Caldwell’s Examples and Guiding Principles

Caldwell has also developed the following principles designed to govern collaboratories which allow multiple parties (regardless of where they are or their discipline or the organization) to work on projects of common interest. In a nutshell, a collaboratory has three primary parts -- people, information, and tools.

Principles

1. Involve others without regard to their location. Barriers of distance, organization, discipline, or level of expertise are removed. Interaction can be in real time (synchronous) or at the convenience of the user (asynchronous).

2. Provide group interaction tools. These would include joint editing and review, shared project libraries or knowledge summaries, shared specialized equipment, ease of finding and reformatting information, flexibility to meet personal needs, and ease of use. These tools also allow new participants to join and quickly review the project background and progress.

3. Recognize that communicating in new ways requires new perspectives. It takes time to become accustomed to the techniques involved, the role of working with others remotely, and learning to focus on the specific project when everyone has other distractions in their own different settings.

4. Share specialized resources and decision making roles. Not all sites approach a project in the same way or have access to similar resources. By collaborating, everyone can gain access to the resources and also see how different approaches can be used to reach the same goals. And, all the participants can be involved in the direction of the project.

5. Assume there is no one best method of collaboration. Different projects and different mixes of people will cause things to be done differently. As long as basic principles are met, this is good. But, finding the right mix of activities and approaches for a particular group will take time.

Collaboratories are good choices when the following conditions are met:

1. The participants are from different locations and organizations but focus on a project of common interest.

2. The project lends itself to multiple approaches, multiple smaller projects, or a large number of participants.
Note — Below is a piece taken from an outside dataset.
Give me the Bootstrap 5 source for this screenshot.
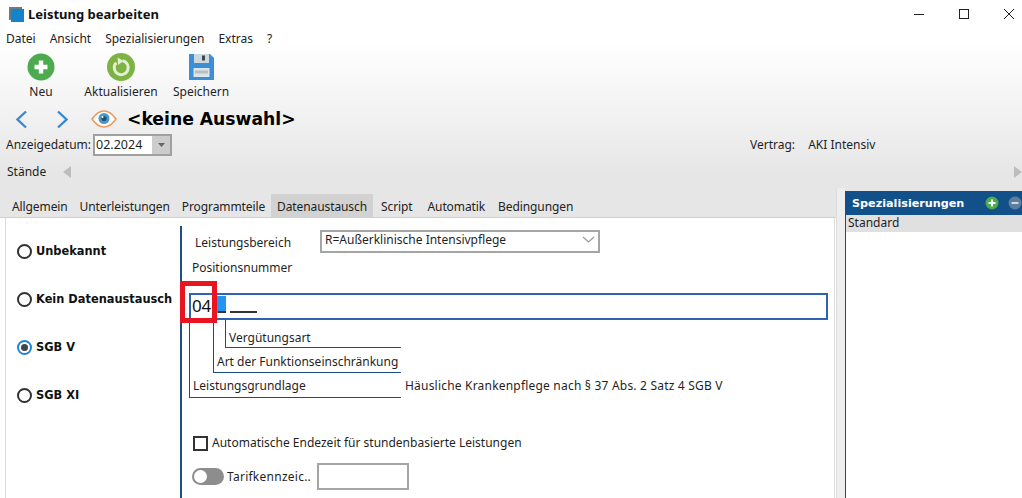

3. Participants are made to feel full partners in the project. This can be done by allowing them to discuss and guide project direction (within the project goals). Project discussions and results are automatically maintained for easy access by everyone, so everyone can have full access to all parts of the project, if they wish to read everything.

4. Everyone is willing to try a different approach. It will take time to become comfortable with this approach. It is likely the available communications equipment for each participant will not be consistently good or has never been optimized for this use. Paying attention to these small details makes for a more successful project.